By James Diego Vigil, for Streetgangs.com Magazine
Posted February 26, 2003

Youth gangs have been prominent features of urban life in the United States since late in the Nineteenth Century. Indeed, their importance has grown significantly, as has the attention paid to them.by news media, legal authorities and academia. These gangs originated as by-products of poor immigrant populations' attempts to cope with the conditions they encountered in American cities, confined as they were by both economics and social discrimination to the most run-down neighborhoods, deteriorating housing, and poorly paid jobs. As wave after wave of immigrants from different areas in Europe entered Eastern and Midwestern cities, the ethnicity and cultural details of youth gangs changed, but many structural similarities continued to characterize the various gangs. By the middle of the Twentieth Century this condition held true as black migrants from the rural South and Puerto Rican immigrants succeeded the Southern and Eastern European immigrants. In addition, gangs also had emerged (1940s) in the Mexican immigrant barrios (neighborhoods) in Southern California.

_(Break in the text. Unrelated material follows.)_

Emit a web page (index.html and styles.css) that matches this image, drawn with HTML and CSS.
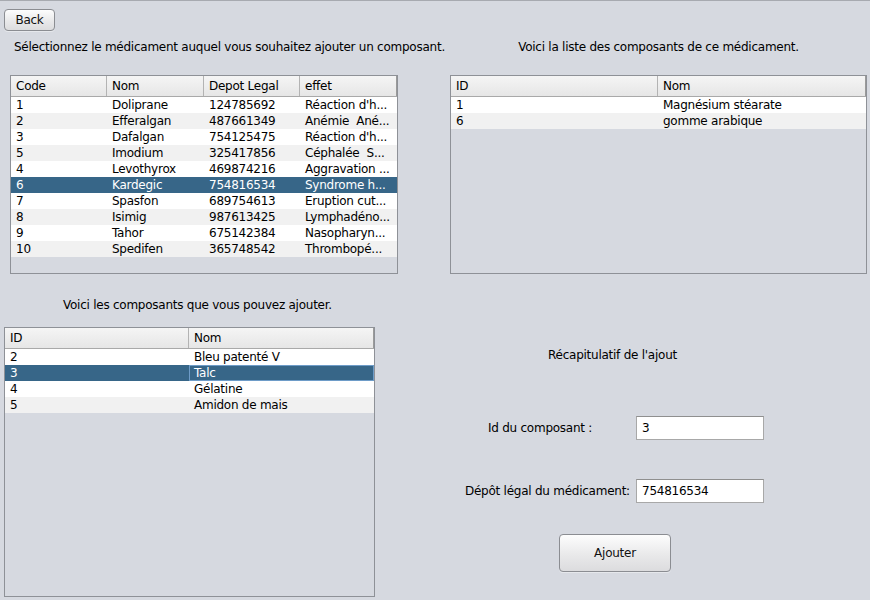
FILE: index.html
```html
<!DOCTYPE html>
<html lang="fr">
<head>
<meta charset="utf-8">
<title>Ajout composant</title>
<link rel="stylesheet" href="styles.css">
</head>
<body>
<div class="window">
  <div class="toolbar">
    <button class="btn btn-back">Back</button>
  </div>

  <div class="top">
    <section class="pane pane-meds">
      <p class="caption caption-left">Sélectionnez le médicament auquel vous souhaitez ajouter un composant.</p>
      <div class="table table-meds">
        <div class="thead cols4">
          <div class="th">Code</div><div class="th">Nom</div><div class="th">Depot Legal</div><div class="th">effet</div>
        </div>
        <div class="row cols4"><div class="td">1</div><div class="td">Doliprane</div><div class="td">124785692</div><div class="td">Réaction d'h...</div></div>
        <div class="row cols4 alt"><div class="td">2</div><div class="td">Efferalgan</div><div class="td">487661349</div><div class="td">Anémie&nbsp; Ané...</div></div>
        <div class="row cols4"><div class="td">3</div><div class="td">Dafalgan</div><div class="td">754125475</div><div class="td">Réaction d'h...</div></div>
        <div class="row cols4 alt"><div class="td">5</div><div class="td">Imodium</div><div class="td">325417856</div><div class="td">Céphalée&nbsp; S...</div></div>
        <div class="row cols4"><div class="td">4</div><div class="td">Levothyrox</div><div class="td">469874216</div><div class="td">Aggravation ...</div></div>
        <div class="row cols4 selected"><div class="td">6</div><div class="td">Kardegic</div><div class="td">754816534</div><div class="td">Syndrome h...</div></div>
        <div class="row cols4"><div class="td">7</div><div class="td">Spasfon</div><div class="td">689754613</div><div class="td">Eruption cut...</div></div>
        <div class="row cols4 alt"><div class="td">8</div><div class="td">Isimig</div><div class="td">987613425</div><div class="td">Lymphadéno...</div></div>
        <div class="row cols4"><div class="td">9</div><div class="td">Tahor</div><div class="td">675142384</div><div class="td">Nasopharyn...</div></div>
        <div class="row cols4 alt"><div class="td">10</div><div class="td">Spedifen</div><div class="td">365748542</div><div class="td">Thrombopé...</div></div>
      </div>
    </section>

    <section class="pane pane-current">
      <p class="caption caption-center">Voici la liste des composants de ce médicament.</p>
      <div class="table table-current">
        <div class="thead cols2">
          <div class="th">ID</div><div class="th">Nom</div>
        </div>
        <div class="row cols2"><div class="td">1</div><div class="td">Magnésium stéarate</div></div>
        <div class="row cols2 alt"><div class="td">6</div><div class="td">gomme arabique</div></div>
      </div>
    </section>
  </div>

  <div class="bottom">
    <section class="pane pane-avail">
      <p class="caption caption-avail">Voici les composants que vous pouvez ajouter.</p>
      <div class="table table-avail">
        <div class="thead cols2">
          <div class="th">ID</div><div class="th">Nom</div>
        </div>
        <div class="row cols2"><div class="td">2</div><div class="td">Bleu patenté V</div></div>
        <div class="row cols2 selected"><div class="td">3</div><div class="td focus">Talc</div></div>
        <div class="row cols2"><div class="td">4</div><div class="td">Gélatine</div></div>
        <div class="row cols2 alt"><div class="td">5</div><div class="td">Amidon de mais</div></div>
      </div>
    </section>

    <section class="pane pane-recap">
      <p class="recap-title">Récapitulatif de l'ajout</p>
      <div class="field field-id">
        <label class="field-label">Id du composant :</label>
        <input class="field-input" type="text" value="3">
      </div>
      <div class="field field-depot">
        <label class="field-label">Dépôt légal du médicament:</label>
        <input class="field-input" type="text" value="754816534">
      </div>
      <button class="btn btn-add">Ajouter</button>
    </section>
  </div>
</div>
</body>
</html>
```

FILE: styles.css
```css
* { box-sizing: border-box; }
html, body {
  margin: 0;
  padding: 0;
}
body {
  width: 870px;
  height: 600px;
  background: #d6d9e0;
  font-family: "DejaVu Sans", "Lucida Grande", sans-serif;
  font-size: 12px;
  letter-spacing: -0.25px;
  color: #000;
  overflow: hidden;
}
.window {
  height: 600px;
  border-top: 1px solid #a7aab0;
}
.toolbar {
  padding: 8px 0 0 4px;
  height: 31px;
}
.btn {
  font-family: inherit;
  font-size: 12px;
  letter-spacing: inherit;
  color: #111;
  border: 1px solid #8b8d92;
  border-radius: 4px;
  background: linear-gradient(#fdfdfd, #e9e9ea 55%, #dcdcde);
  box-shadow: 0 1px 0 rgba(255,255,255,0.4);
  padding: 0;
}
.btn-back {
  width: 51px;
  height: 22px;
}
.top {
  display: flex;
  padding-left: 10px;
  margin-top: 7px;
}
.caption {
  margin: 0;
  height: 16px;
  line-height: 16px;
  white-space: nowrap;
}
.pane-meds { width: 388px; }
.pane-current { width: 417px; margin-left: 52px; }
.caption-left { padding-left: 4px; margin-bottom: 20px; }
.caption-center { text-align: center; margin-bottom: 20px; }

.table {
  border: 1px solid #8e9197;
  background: #d6d9e0;
  overflow: hidden;
}
.table-meds, .table-current { height: 199px; }
.thead {
  display: grid;
  height: 21px;
  background: linear-gradient(#f5f5f5, #e6e6e6);
  border-bottom: 1px solid #a9a9a9;
}
.th {
  line-height: 20px;
  padding-left: 5px;
  border-right: 1px solid #b3b3b3;
  white-space: nowrap;
  overflow: hidden;
}
.th:last-child { border-right: 1px solid #9a9a9a; }
.row {
  display: grid;
  height: 16px;
  background: #fff;
}
.row.alt { background: #f1f1f1; }
.row.selected { background: #376688; color: #fff; }
.td {
  line-height: 16px;
  padding-left: 5px;
  white-space: nowrap;
  overflow: hidden;
}
.td.focus {
  border: 1px solid #6e9cc8;
  line-height: 14px;
  padding-left: 4px;
}
.cols4 { grid-template-columns: 96px 97px 96px 97px; }
.table-current .cols2 { grid-template-columns: 207px 1fr; }
.table-avail .cols2 { grid-template-columns: 184px 1fr; }

.bottom {
  display: flex;
  margin-top: 23px;
  padding-left: 4px;
}
.pane-avail { width: 371px; }
.caption-avail { padding-left: 59px; margin-bottom: 14px; }
.table-avail { height: 270px; }

.pane-recap {
  margin-left: 90px;
  width: 310px;
}
.recap-title {
  margin: 50px 0 0 83px;
  height: 16px;
  line-height: 16px;
}
.field {
  display: flex;
  align-items: center;
  height: 24px;
}
.field-id { margin-top: 53px; }
.field-depot { margin-top: 39px; }
.field-label { white-space: nowrap; }
.field-id .field-label { margin-left: 23px; width: 148px; }
.field-depot .field-label { width: 171px; }
.field-input {
  width: 128px;
  height: 24px;
  border: 1px solid #a8a8a8;
  border-top-color: #8f8f8f;
  background: #fff;
  font-family: inherit;
  font-size: 12px;
  letter-spacing: inherit;
  padding: 0 5px;
  outline: none;
}
.btn-add {
  display: block;
  width: 112px;
  height: 38px;
  margin: 31px 0 0 94px;
}
```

Repeatedly, then, generations of poor newcomers to the cities have had to adapt not only to often severe economic conditions, but also to institutionalized hostile attitudes toward them. Remarkably, most families in each wave of new urban residents were able to function productively and managed to raise their children to be even better prepared to cope with life's problems. Unfortunately, if not unexpectedly, a considerable number of families were, instead, overwhelmed by the magnitude and complexity of the problems they faced. The children in these families received inadequate supervision and socialization at home, and the schools to which they were sent proved inadequate for inculcating relevant strategies for coping with urban poverty and discrimination. With family and school failing them, generations of such children turned to their peers and older youths they encountered in the streets for guidance. Thus, the contemporary debate on the existence and persistence of the underclass (segments of the poor who have suffered prolonged and concentrated poverty, and in response have routinized patterns of behavior greatly at odds with predominant mores) emanates within the roots of the gang problem.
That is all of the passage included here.